The medical definition of dyslexia is a difficulty with learning to read fluently and with accurate comprehension despite normal or above-average intelligence. This includes difficulty with decoding, processing speed, language skills and verbal comprehension. Dyslexia is the most common learning difficultly.
Cost to price dyslexia is a goods and services costing/pricing disorder characterized by difficulty in properly understanding your internal costs and markets. This is a common disability in small businesses. It occurs in businesses with normal to above normal vision and intelligence. Its primary cause is the presence of a collection of careless or stubborn traits that affect how your brain works. This condition can lead to sub-optimum pricing decisions, which can go undiagnosed for years. This imbalance decreases revenue and strains the bottom line. Once diagnosed and corrected a failure to communicate or manage this pricing change, can cause a loss of customers or create branding confusion within the marketplace. Below are three steps your organization can take to correct this common issue.

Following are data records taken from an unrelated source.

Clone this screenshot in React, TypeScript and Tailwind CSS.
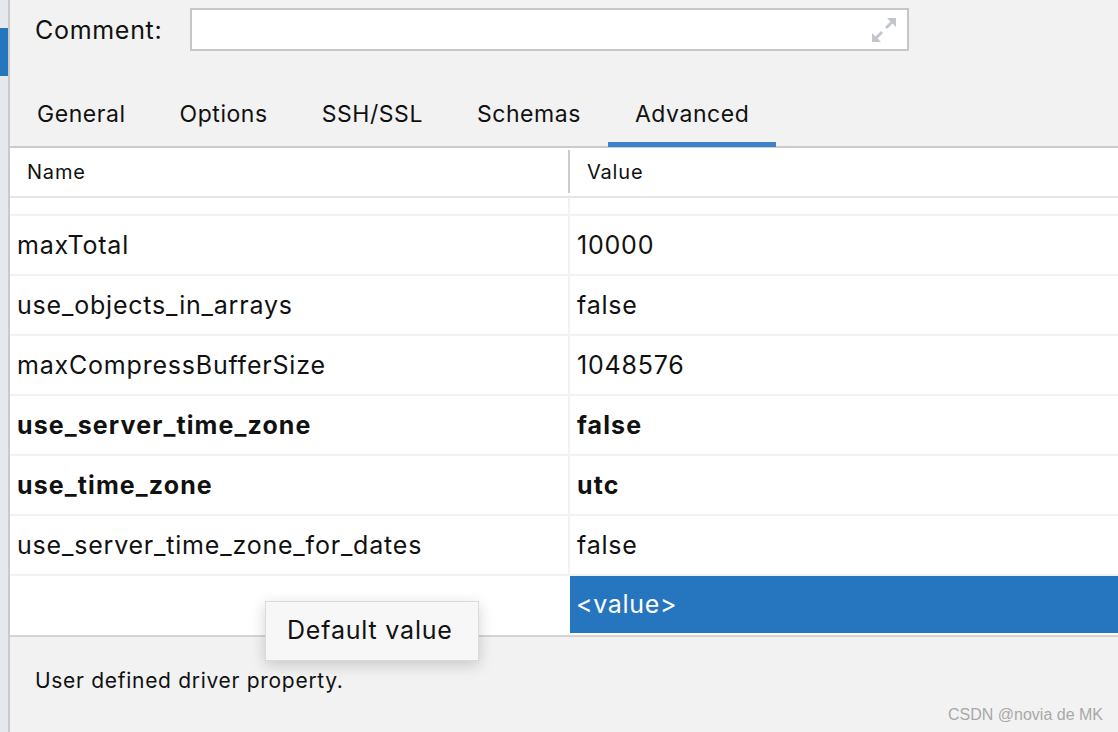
import React from "react";

const tabs = ["General", "Options", "SSH/SSL", "Schemas", "Advanced"];

const rows = [
  { name: "maxTotal", value: "10000" },
  { name: "use_objects_in_arrays", value: "false" },
  { name: "maxCompressBufferSize", value: "1048576" },
  { name: "use_server_time_zone", value: "false", bold: true },
  { name: "use_time_zone", value: "utc", bold: true },
  { name: "use_server_time_zone_for_dates", value: "false" },
];

const ExpandIcon = () => (
  <svg width="26" height="26" viewBox="0 0 26 26" fill="#c2c6ca">
    <path d="M25 1 L25 10 L21.5 6.5 L16 12 L14 10 L19.5 4.5 L16 1 Z" />
    <path d="M1 25 L1 16 L4.5 19.5 L10 14 L12 16 L6.5 21.5 L10 25 Z" />
  </svg>
);

export default function App() {
  return (
    <div
      className="relative flex w-[1118px] h-[732px] overflow-hidden bg-[#f2f2f2] text-[#111]"
      style={{ fontFamily: "Inter, 'Noto Sans', sans-serif" }}
    >
      <div className="w-[8px] bg-[#e5e9ee] shrink-0">
        <div className="mt-[28px] h-[48px] bg-[#2675bf]" />
      </div>
      <div className="w-[2px] bg-[#cacaca] shrink-0" />

      <div className="flex-1 flex flex-col">
        {/* comment */}
        <div className="h-[80px] flex items-start pt-[8px]">
          <div className="w-[180px] pl-[25px] h-[45px] flex items-center text-[25px] tracking-[0.7px]">Comment:</div>
          <div className="w-[719px] h-[43px] bg-white border-2 border-[#c6c6c6] flex items-center justify-end pr-[10px]">
            <ExpandIcon />
          </div>
        </div>

        {/* tabs */}
        <div className="h-[68px] flex border-b-2 border-[#cbcbcb]">
          {tabs.map((t) => (
            <div key={t} className="relative px-[27px] pt-[2px] flex items-center text-[23px] tracking-[0.55px]">
              {t}
              {t === "Advanced" && (
                <div className="absolute left-0 right-0 -bottom-[1px] h-[5px] bg-[#3d82c8]" />
              )}
            </div>
          ))}
        </div>

        {/* table */}
        <div className="bg-white flex flex-col">
          <div className="h-[50px] flex border-b-2 border-[#e6e6e6] text-[20px] tracking-[0.8px]">
            <div className="w-[558px] pl-[17px] flex items-center">Name</div>
            <div className="w-[2px] h-[43px] mt-[2px] bg-[#cccccc]" />
            <div className="flex-1 pl-[17px] flex items-center">Value</div>
          </div>
          <div className="h-[18px] flex border-b-2 border-[#f2f2f2]">
            <div className="w-[558px]" />
            <div className="w-[2px] bg-[#f2f2f2]" />
          </div>
          {rows.map((r) => (
            <div
              key={r.name}
              className={`h-[60px] flex border-b-2 border-[#f2f2f2] text-[25px] ${
                r.bold ? "font-bold tracking-[1.1px]" : "tracking-[0.8px]"
              }`}
            >
              <div className="w-[558px] pl-[7px] pt-[2px] flex items-center">{r.name}</div>
              <div className="w-[2px] bg-[#f2f2f2]" />
              <div className="flex-1 pl-[7px] pt-[2px] flex items-center">{r.value}</div>
            </div>
          ))}
          <div className="h-[61px] flex border-b-2 border-[#d4d4d4] text-[25px] tracking-[0.7px]">
            <div className="w-[560px]" />
            <div className="flex-1 h-[57px] bg-[#2675bf] text-white pl-[6px] flex items-center">
              &lt;value&gt;
            </div>
          </div>
        </div>

        {/* description */}
        <div className="flex-1 pl-[25px] pt-[28px] text-[21px] tracking-[0.7px]">
          User defined driver property.
        </div>
      </div>

      {/* popup */}
      <div className="absolute left-[265px] top-[601px] w-[214px] h-[60px] bg-[#f7f7f7] border border-[#dadada] shadow-[0_4px_14px_rgba(0,0,0,0.18)] flex items-center pl-[21px] text-[25px] tracking-[0.8px]">
        Default value
      </div>

      {/* watermark */}
      <div
        className="absolute right-[15px] bottom-[5px] text-[16px] text-[#a8a8a8]"
        style={{ fontFamily: "'Liberation Sans', Arial, sans-serif" }}
      >
        CSDN @novia de MK
      </div>
    </div>
  );
}
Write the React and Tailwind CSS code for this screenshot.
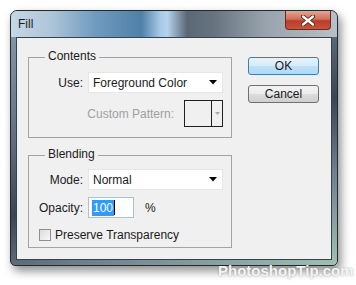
import React from 'react';

function DropArrow({ color = '#000' }) {
  return (
    <svg width="8" height="5" viewBox="0 0 8 5">
      <path d="M0 0 H8 L4 4.5 Z" fill={color} />
    </svg>
  );
}

function Select({ value }) {
  return (
    <div className="ml-[5px] flex h-[21px] w-[135px] items-center justify-between border border-[#e6e6e6] bg-white pl-[4px] pr-[5px] text-[12px] text-[#1a1a1a]">
      <span>{value}</span>
      <DropArrow />
    </div>
  );
}

function Group({ title, className, children }) {
  return (
    <div className={`relative w-[204px] border border-[#a3a3a3] ${className}`}>
      <span className="absolute left-[16px] top-[-9px] bg-[#f0f0f0] px-[3px] text-[12px] leading-[15px] text-[#1a1a1a]">
        {title}
      </span>
      {children}
    </div>
  );
}

export default function App() {
  return (
    <div className="relative h-[285px] w-[356px] overflow-hidden bg-white pl-[10px] pt-[10px] font-['Liberation_Sans',Arial,sans-serif]">
      <div className="flex h-[256px] w-[328px] flex-col rounded-b-[5px] rounded-t-[7px] border border-[#25292d] bg-[linear-gradient(160deg,#8d9fae_0%,#5f6f7d_35%,#3a4653_55%,#6f808e_75%,#9fc2b2_100%)] shadow-[3px_5px_10px_rgba(0,0,0,0.45)]">
        {/* title bar */}
        <div className="flex h-[26px] items-start justify-between rounded-t-[6px] bg-[linear-gradient(90deg,#c6d7e5_0%,#afc6d9_12%,#6f9bbf_26%,#4f80a8_40%,#a8cceb_46%,#b4d2ec_48%,#5a6875_54%,#66737f_62%,#98a3ad_78%,#b7c0c8_100%)]">
          <span className="pl-[7px] pt-[6px] text-[12px] leading-[14px] text-[#1c1c1c]">Fill</span>
          <div className="mr-[6px] flex h-[19px] w-[46px] items-center justify-center rounded-b-[4px] border border-t-0 border-[#6b2a1f] bg-[linear-gradient(180deg,#e7a596_0%,#d0705c_45%,#bb3c26_55%,#c8533c_100%)]">
            <svg width="14" height="11" viewBox="0 0 14 11">
              <path d="M2 1.5 L12 9.5 M12 1.5 L2 9.5" stroke="#4a1a12" strokeWidth="4" strokeLinecap="round" />
              <path d="M2 1.5 L12 9.5 M12 1.5 L2 9.5" stroke="#ffffff" strokeWidth="2.4" strokeLinecap="round" />
            </svg>
          </div>
        </div>

        {/* client area */}
        <div className="mx-[5px] mb-[5px] flex flex-1 border border-[#36424d] bg-[#f0f0f0] pl-[11px] pt-[19px] text-[12px] text-[#1a1a1a]">
          <div className="flex flex-col gap-[17px]">
            <Group title="Contents" className="h-[81px] pt-[14px]">
              <div className="flex items-center">
                <span className="w-[54px] text-right">Use:</span>
                <Select value="Foreground Color" />
              </div>
              <div className="mt-[7px] flex items-center justify-end pr-[8px]">
                <span className="text-[#a0a0a0]">Custom Pattern:</span>
                <div className="ml-[10px] flex h-[27px] w-[39px] border border-[#1f1f1f]">
                  <div className="w-[27px] border-r border-[#1f1f1f]" />
                  <div className="flex flex-1 items-center justify-center">
                    <svg width="5" height="3" viewBox="0 0 5 3">
                      <path d="M0 0 H5 L2.5 3 Z" fill="#a8a8a8" />
                    </svg>
                  </div>
                </div>
              </div>
            </Group>

            <Group title="Blending" className="h-[93px] pt-[13px]">
              <div className="flex items-center">
                <span className="w-[54px] text-right">Mode:</span>
                <Select value="Normal" />
              </div>
              <div className="mt-[7px] flex items-center">
                <span className="w-[54px] text-right">Opacity:</span>
                <div className="ml-[5px] flex h-[21px] w-[46px] items-center border border-[#abc0d5] bg-white pl-[3px]">
                  <span className="bg-[#3399ff] px-[1px] leading-[16px] text-white">100</span>
                  <span className="h-[15px] w-px bg-black" />
                </div>
                <span className="ml-[11px]">%</span>
              </div>
              <div className="mt-[8px] flex items-center pl-[10px]">
                <div className="h-[12px] w-[12px] border border-[#8f8f8f] bg-[linear-gradient(135deg,#dcdcdc,#f8f8f8)]" />
                <span className="ml-[4px]">Preserve Transparency</span>
              </div>
            </Group>
          </div>

          <div className="ml-[16px] flex w-[71px] flex-col gap-[10px]">
            <button className="flex h-[18px] items-center justify-center rounded-[3px] border border-[#3c7fb1] bg-[linear-gradient(180deg,#e6f3fc_0%,#d6ebfa_50%,#bfe0f7_51%,#b3d9f4_100%)] text-[12px] text-[#1a1a1a]">
              OK
            </button>
            <button className="flex h-[18px] items-center justify-center rounded-[3px] border border-[#707070] bg-[linear-gradient(180deg,#f4f4f4_0%,#ebebeb_50%,#dddddd_51%,#cfcfcf_100%)] text-[12px] text-[#1a1a1a]">
              Cancel
            </button>
          </div>
        </div>
      </div>

      <span className="absolute left-[218px] top-[262px] text-[15px] font-bold leading-[18px] text-[#f4f4f4] [text-shadow:0_0_2px_rgba(0,0,0,0.35)]">
        PhotoshopTip.com
      </span>
    </div>
  );
}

Step 1 – Take care to accurately determine your product cost under various discrete allocation assumptions and at various volumes levels.
Step 2 – Develop a price optimization model process; these are mathematical programs that calculate how demand varies at different price levels and assumptions. This modeling allows companies to play what if pricing scenarios in order to evaluative revenue and profit impact with changing price assumptions. Pricing is a powerful profit lever, which is inconsistently used by small to mid-sized companies. Price optimization models can be used for all products and services to uniquely tailor pricing for customer segments or other factors by simulating how targeted customers will respond to price changes with data-driven scenarios. Pricing hundreds of items in highly dynamic market conditions is very complex given all the variables, so modeling provides unique insights and can help to forecast demand, develop promotion strategies, control inventory levels and improve customer satisfaction. Another real value of price optimization models it that in the process of running different scenarios it will force the organization to clarify the business’s value proposition and establish strategic objectives.
Step 3 – Price is also a useful branding tool. Organizations must determine if they should compete on price or value. This decision will depend on a number or variables. For example, the core pricing factors are manufacturing costs, market place, competition, market condition, brand, and quality of product. Pricing is also a key variable in microeconomics price allocation theory, which makes decisions on the allocation of limited resources. Pricing is a fundamental aspect of financial modeling and is one of the four P’s of the marketing mix.
In summary, companies that have a good handle on their internal costs under different scenarios coupled with a clear understanding of their pricing sensitivities and the impact it has on their financial eco-system gives them a substantial competitive advantage in the marketplace.